USC Dining lacks dietary diversity
I grew up in a town very comically, very stereotypically called Gilbert, Arizona. Yes, Gilbert, like a farmer boy born and raised in Arkansas might be named. Most of the time, I found myself feeling very much on the outskirts of this majority Latter Day Saints town filled with white girls in blue poplin dresses and boys donning Bass Pro Shops hats who looked at me as if I were an alien from another planet. Unsurprisingly, being Black, visibly Muslim as a hijabi and in a place no one has ever seen the two together will draw stares — not the good kind.
A very inconvenient and even further isolating facet of growing up in such a community was the fact that halal food was nowhere to be found. The nearest halal grocery store was a 30-minute drive away in Tempe, a city notably more diverse than Gilbert. My parents, who worked while also raising four kids, rarely had the time to make the trip, and we found that it was simply easier to shop at grocery stores near us. Everything we needed was at Target or Walmart, each a five-minute drive from our house.
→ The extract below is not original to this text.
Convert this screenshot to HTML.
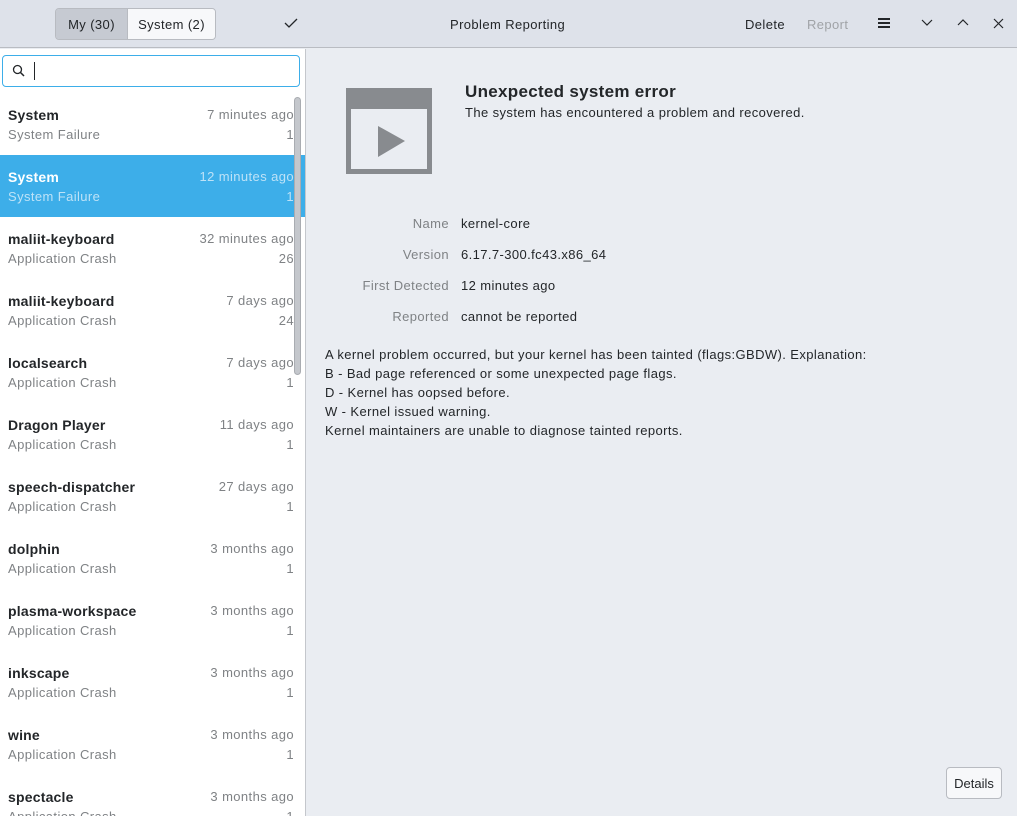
<!DOCTYPE html>
<html><head><meta charset="utf-8"><style>
*{box-sizing:border-box;margin:0;padding:0}
body{width:1017px;height:816px;overflow:hidden;background:#eaedf2;font-family:"Liberation Sans","DejaVu Sans",sans-serif;font-size:13px;letter-spacing:0.4px;color:#232629;position:relative}
.hdr{position:absolute;left:0;top:0;width:1017px;height:48px;background:#dee2ea;border-bottom:1px solid #b9bcc2}
.seg{position:absolute;left:55px;top:8px;height:32px;width:161px;border:1px solid #b8bbc1;border-radius:4px;overflow:hidden;display:flex}
.seg div{display:flex;align-items:center;justify-content:center;font-size:13px}
.abs{position:absolute}
.left{position:absolute;left:0;top:49px;width:306px;height:767px;background:#fff;border-right:1px solid #c4c7cc;overflow:hidden}
.search{position:absolute;left:2px;top:6px;width:298px;height:32px;border:1px solid #3daee9;border-radius:4px;background:#fff}
.item{position:absolute;left:0;width:306px;height:62px}
.item .t{position:absolute;left:8px;top:14px;font-weight:bold;font-size:14px;letter-spacing:0.2px}
.item .s{position:absolute;left:8px;top:34px;color:#7f8285;font-size:13px}
.item .d{position:absolute;right:12px;top:14px;color:#7f8285;font-size:13px}
.item .n{position:absolute;right:12px;top:34px;color:#7f8285;font-size:13px}
.sel{background:#3daee9}
.sel .t{color:#fff}.sel .s,.sel .d,.sel .n{color:#bde2f7}
.lbl{position:absolute;width:140px;text-align:right;left:309px;color:#7f8285}
.val{position:absolute;left:461px}
</style></head><body>
<div class="hdr">
 <div class="seg"><div style="width:72px;background:#c6cad2;border-right:1px solid #b8bbc1">My (30)</div><div style="flex:1;background:#f7f8fa">System (2)</div></div>
 <svg class="abs" style="left:284px;top:17px" width="14" height="12"><path d="M1 6 L5 10 L13 2" stroke="#232629" stroke-width="1.3" fill="none"/></svg>
 <div class="abs" style="left:450px;top:17px">Problem Reporting</div>
 <div class="abs" style="left:745px;top:17px">Delete</div>
 <div class="abs" style="left:807px;top:17px;color:#a0a3a7">Report</div>
 <svg class="abs" style="left:877px;top:17px" width="14" height="12"><path d="M1 2H13M1 6H13M1 10H13" stroke="#232629" stroke-width="2"/></svg>
 <svg class="abs" style="left:921px;top:19px" width="12" height="8"><path d="M1 1L6 6L11 1" stroke="#232629" stroke-width="1.2" fill="none"/></svg>
 <svg class="abs" style="left:957px;top:18px" width="12" height="8"><path d="M1 7L6 2L11 7" stroke="#232629" stroke-width="1.2" fill="none"/></svg>
 <svg class="abs" style="left:993px;top:18px" width="11" height="11"><path d="M1 1L10 10M10 1L1 10" stroke="#232629" stroke-width="1.2"/></svg>
</div>
<div class="left">
 <div class="search">
  <svg class="abs" style="left:9px;top:8px" width="14" height="14"><circle cx="5.5" cy="5.5" r="4" stroke="#232629" stroke-width="1.3" fill="none"/><path d="M8.5 8.5L12 12" stroke="#232629" stroke-width="1.5"/></svg>
  <div class="abs" style="left:31px;top:6px;width:1px;height:18px;background:#232629"></div>
 </div>
 <div class="item" style="top:44px"><div class="t">System</div><div class="s">System Failure</div><div class="d">7 minutes ago</div><div class="n">1</div></div>
 <div class="item sel" style="top:106px"><div class="t">System</div><div class="s">System Failure</div><div class="d">12 minutes ago</div><div class="n">1</div></div>
 <div class="item" style="top:168px"><div class="t">maliit-keyboard</div><div class="s">Application Crash</div><div class="d">32 minutes ago</div><div class="n">26</div></div>
 <div class="item" style="top:230px"><div class="t">maliit-keyboard</div><div class="s">Application Crash</div><div class="d">7 days ago</div><div class="n">24</div></div>
 <div class="item" style="top:292px"><div class="t">localsearch</div><div class="s">Application Crash</div><div class="d">7 days ago</div><div class="n">1</div></div>
 <div class="item" style="top:354px"><div class="t">Dragon Player</div><div class="s">Application Crash</div><div class="d">11 days ago</div><div class="n">1</div></div>
 <div class="item" style="top:416px"><div class="t">speech-dispatcher</div><div class="s">Application Crash</div><div class="d">27 days ago</div><div class="n">1</div></div>
 <div class="item" style="top:478px"><div class="t">dolphin</div><div class="s">Application Crash</div><div class="d">3 months ago</div><div class="n">1</div></div>
 <div class="item" style="top:540px"><div class="t">plasma-workspace</div><div class="s">Application Crash</div><div class="d">3 months ago</div><div class="n">1</div></div>
 <div class="item" style="top:602px"><div class="t">inkscape</div><div class="s">Application Crash</div><div class="d">3 months ago</div><div class="n">1</div></div>
 <div class="item" style="top:664px"><div class="t">wine</div><div class="s">Application Crash</div><div class="d">3 months ago</div><div class="n">1</div></div>
 <div class="item" style="top:726px"><div class="t">spectacle</div><div class="s">Application Crash</div><div class="d">3 months ago</div><div class="n">1</div></div>
 <div class="abs" style="left:294px;top:48px;width:7px;height:278px;background:#c4c7cc;border:1px solid #a9acb1;border-radius:4px"></div>
</div>
<svg class="abs" style="left:346px;top:88px" width="86" height="86"><rect x="0" y="0" width="86" height="86" fill="#888b8f"/><rect x="5" y="21" width="76" height="60" fill="#eaedf2"/><path d="M32 38L59 53L32 69Z" fill="#888b8f"/></svg>
<div class="abs" style="left:465px;top:82px;font-weight:bold;font-size:17px;letter-spacing:0.3px">Unexpected system error</div>
<div class="abs" style="left:465px;top:105px">The system has encountered a problem and recovered.</div>
<div class="lbl" style="top:216px">Name</div><div class="val" style="top:216px">kernel-core</div>
<div class="lbl" style="top:247px">Version</div><div class="val" style="top:247px">6.17.7-300.fc43.x86_64</div>
<div class="lbl" style="top:278px">First Detected</div><div class="val" style="top:278px">12 minutes ago</div>
<div class="lbl" style="top:309px">Reported</div><div class="val" style="top:309px">cannot be reported</div>
<div class="abs" style="left:325px;top:345px;line-height:19px">A kernel problem occurred, but your kernel has been tainted (flags:GBDW). Explanation:<br>B - Bad page referenced or some unexpected page flags.<br>D - Kernel has oopsed before.<br>W - Kernel issued warning.<br>Kernel maintainers are unable to diagnose tainted reports.</div>
<div class="abs" style="left:946px;top:767px;width:56px;height:32px;border:1px solid #b8bbc1;border-radius:4px;background:#f7f8fa;display:flex;align-items:center;justify-content:center;letter-spacing:0">Details</div>
</body></html>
The term “halal” means permissible by God, and for Muslims, applies to all aspects of life. The term “haram,” or forbidden, means the opposite. Food items and drinks that are haram include pork, carnivorous animals and alcohol, but also include meat not slaughtered in a halal way. In order for this to happen, the name of God needs to be mentioned, the butcher must be Muslim, Jewish or Christian, at least three of the four main jugular veins must be cut and, of course, it must be done in the most humane way possible. The term for halal meat is “zabiha,” and I had no idea it existed until I was 15. This is the case for plenty of other Muslims in America. Friends from states such as Texas and Kansas had similar experiences not eating zabiha meat, and after coming to USC, I found that the majority of Muslim students that were raised in California, or other states with more diverse populations, ate zabiha.
There’s a sense of guilt that comes with seeing other Muslims do something that you don’t. I often find myself thinking twice about picking up the bulgogi fried rice from the Trader Joe’s frozen section or a chicken breast for pasta night. Though I now try to take the meatless option as often as possible or make it a point to find zabiha restaurants when out with Muslim friends, it’s still difficult to be able to eat it consistently. Unfortunately, being a student at USC does not make it any easier.
USC has very few halal options. If you ask, you can pay for a frozen halal meal at the Village Dining Hall, and eat just the beef — but nothing made with ground beef — from any of the dining halls. But other than that, there isn’t much else. The nearest halal butcher and halal restaurants aren’t close enough to walk or Fryft from campus and are not easily accessible to students without cars. As a result, campus dining is all that some have.
Many Muslim freshmen find themselves having to pay over $3,000 for the required meal plan and not even being able to eat much of what is offered. Why should Muslim students have to eat frozen packaged meals while other students can eat the majority of what’s served in the dining halls? Shouldn’t the dining hall cater to everyone? If the beef is halal, why not the chicken? The same can be said for students who eat kosher food, which while I don’t have much knowledge of, I do know that USC’s dining options alienate students with dietary restrictions outside of being vegetarian.
Muslims on campus have proposed that Dolan’s, a halal restaurant that specializes in Uyghur cuisine, be opened in the USC Village. It’s not as though this would drastically impact others who aren’t Muslim either, as there’s no tangible difference between zabiha and non-halal meat. If anything, a new halal restaurant in the Village would not only give Muslim students another option but also offer a new cultural cuisine that would add to the Village’s already diverse dining options. Even though a petition for this gained almost 1,000 signatures, it remains overlooked by USC’s administration.
For a school that claims to care about each and every one of its students, USC isn’t very good at showing it. It should be the school’s top priority to cater to the needs of every student, regardless of identity. While it may cost more, an impactful investment would pay for itself in a much more meaningful way — and we know USC’s budget can afford it.